The key is that every variation must be intentional. Each one should represent a testable hypothesis, not just a random remix. Variation without strategy is just clutter.
The Case for a Specialized Creative Partner
Most PI lead gen operations reach a ceiling where in-house creative production cannot keep pace with the volume and velocity demands of their media buying. Generalist freelancers and agencies often lack the vertical knowledge to produce compliant, high-converting PI creative consistently.
The compounding costs of generic creative are significant: higher CPLs from underperforming ads, wasted testing budget on assets that never had a chance, slower iteration cycles that allow creative fatigue to erode margins, and compliance risks from creators who do not understand legal advertising constraints.

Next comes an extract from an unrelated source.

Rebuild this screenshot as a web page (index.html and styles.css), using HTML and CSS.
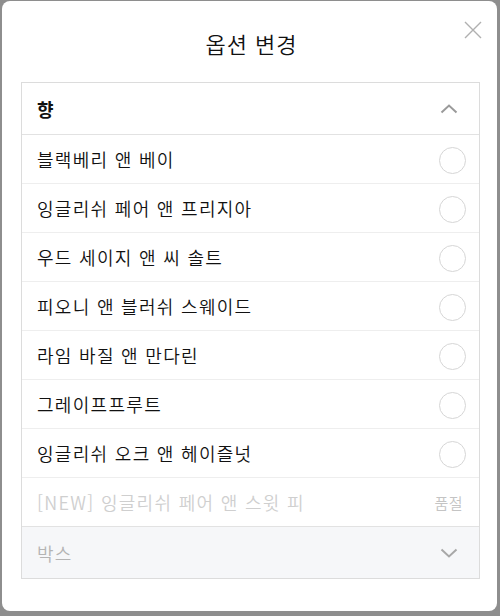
FILE: index.html
```html
<!DOCTYPE html>
<html lang="ko">
<head>
<meta charset="utf-8">
<link rel="stylesheet" href="styles.css">
</head>
<body>
<div class="modal">
  <button class="close" aria-label="닫기">
    <svg width="18" height="18" viewBox="0 0 18 18"><path d="M1 1L17 17M17 1L1 17" stroke="#b0b0b0" stroke-width="1.4" fill="none"/></svg>
  </button>
  <h1 class="title">옵션 변경</h1>
  <div class="options">
    <div class="group-head">
      <span class="group-name">향</span>
      <svg class="chev" width="18" height="10" viewBox="0 0 18 10"><path d="M1.5 8.5L9 1.5L16.5 8.5" stroke="#9a9a9a" stroke-width="2" fill="none"/></svg>
    </div>
    <div class="row"><span>블랙베리 앤 베이</span><i class="radio"></i></div>
    <div class="row"><span>잉글리쉬 페어 앤 프리지아</span><i class="radio"></i></div>
    <div class="row"><span>우드 세이지 앤 씨 솔트</span><i class="radio"></i></div>
    <div class="row"><span>피오니 앤 블러쉬 스웨이드</span><i class="radio"></i></div>
    <div class="row"><span>라임 바질 앤 만다린</span><i class="radio"></i></div>
    <div class="row"><span>그레이프프루트</span><i class="radio"></i></div>
    <div class="row"><span>잉글리쉬 오크 앤 헤이즐넛</span><i class="radio"></i></div>
    <div class="row soldout"><span>[NEW] 잉글리쉬 페어 앤 스윗 피</span><em class="tag">품절</em></div>
    <div class="group-head closed">
      <span class="group-name">박스</span>
      <svg class="chev" width="18" height="10" viewBox="0 0 18 10"><path d="M1.5 1.5L9 8.5L16.5 1.5" stroke="#a8a8a8" stroke-width="2" fill="none"/></svg>
    </div>
  </div>
</div>
</body>
</html>
```
FILE: styles.css
```css
* { box-sizing: border-box; }
html, body { margin: 0; padding: 0; }
body {
  background: #8e8e8e;
  width: 500px;
  height: 616px;
  overflow: hidden;
  font-family: "Noto Sans CJK KR", "Noto Sans", sans-serif;
}
.modal {
  position: relative;
  margin: 1px 3px 0 2px;
  height: 610px;
  background: #fff;
  border-radius: 8px;
  padding: 0 17px 0 19px;
}
.close {
  position: absolute;
  top: 20px;
  right: 15px;
  width: 18px;
  height: 18px;
  padding: 0;
  border: 0;
  background: none;
  display: block;
}
.close svg { display: block; }
.title {
  margin: 0;
  padding-top: 27px;
  height: 81px;
  font-size: 22px;
  line-height: 30px;
  font-weight: 350;
  letter-spacing: 1px;
  text-align: center;
  color: #111;
  padding-left: 2px;
}
.options {
  border: 1px solid #dcdcdc;
}
.group-head {
  display: flex;
  align-items: center;
  justify-content: space-between;
  height: 52px;
  padding: 0 21px 0 15px;
  border-bottom: 1px solid #e2e2e2;
}
.group-name {
  font-size: 18px;
  font-weight: 700;
  color: #111;
}
.chev { display: block; }
.group-head.closed {
  background: #f6f7f9;
  border-bottom: 0;
  height: 51px;
}
.group-head.closed .group-name {
  font-weight: 350;
  color: #b4b4b4;
  letter-spacing: 1.3px;
}
.row {
  display: flex;
  align-items: center;
  justify-content: space-between;
  height: 49px;
  padding: 0 13px 0 15px;
  border-bottom: 1px solid #eeeeee;
  font-size: 18px;
  font-weight: 350;
  letter-spacing: 1.3px;
  color: #111;
}
.row.soldout { border-bottom: 1px solid #e2e2e2; }
.radio {
  display: block;
  width: 27px;
  height: 27px;
  border: 1.5px solid #d6d6d6;
  border-radius: 50%;
  margin-top: 2px;
}
.soldout span { color: #cfcfcf; }
.tag {
  font-style: normal;
  font-size: 15px;
  letter-spacing: 0.5px;
  color: #c4c4c4;
  padding-right: 3px;
}
```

A creative partner that specializes in legal lead gen brings vertical-specific knowledge into every brief, every script, and every production decision. They understand the compliance boundaries, the messaging angles that resonate with PI audiences, and the formats that perform on Meta specifically. More importantly, they operate as a system, not a service, delivering consistent volume on a predictable cadence with performance feedback loops built in.
This is what separates operations that scale from operations that stall. The media buying side can only optimize what the creative side gives it. And in PI lead gen on Meta, creative is the lever that moves everything.
What Comes Next
If your operation is spending on Meta for PI lead gen and you are not running a structured creative system, you are leaving margin on the table. The playbook is clear: build a modular creative stack, test with discipline, produce at volume, and iterate based on data.
The question is whether you build that system internally or partner with a team that already has the infrastructure, vertical expertise, and production pipeline in place.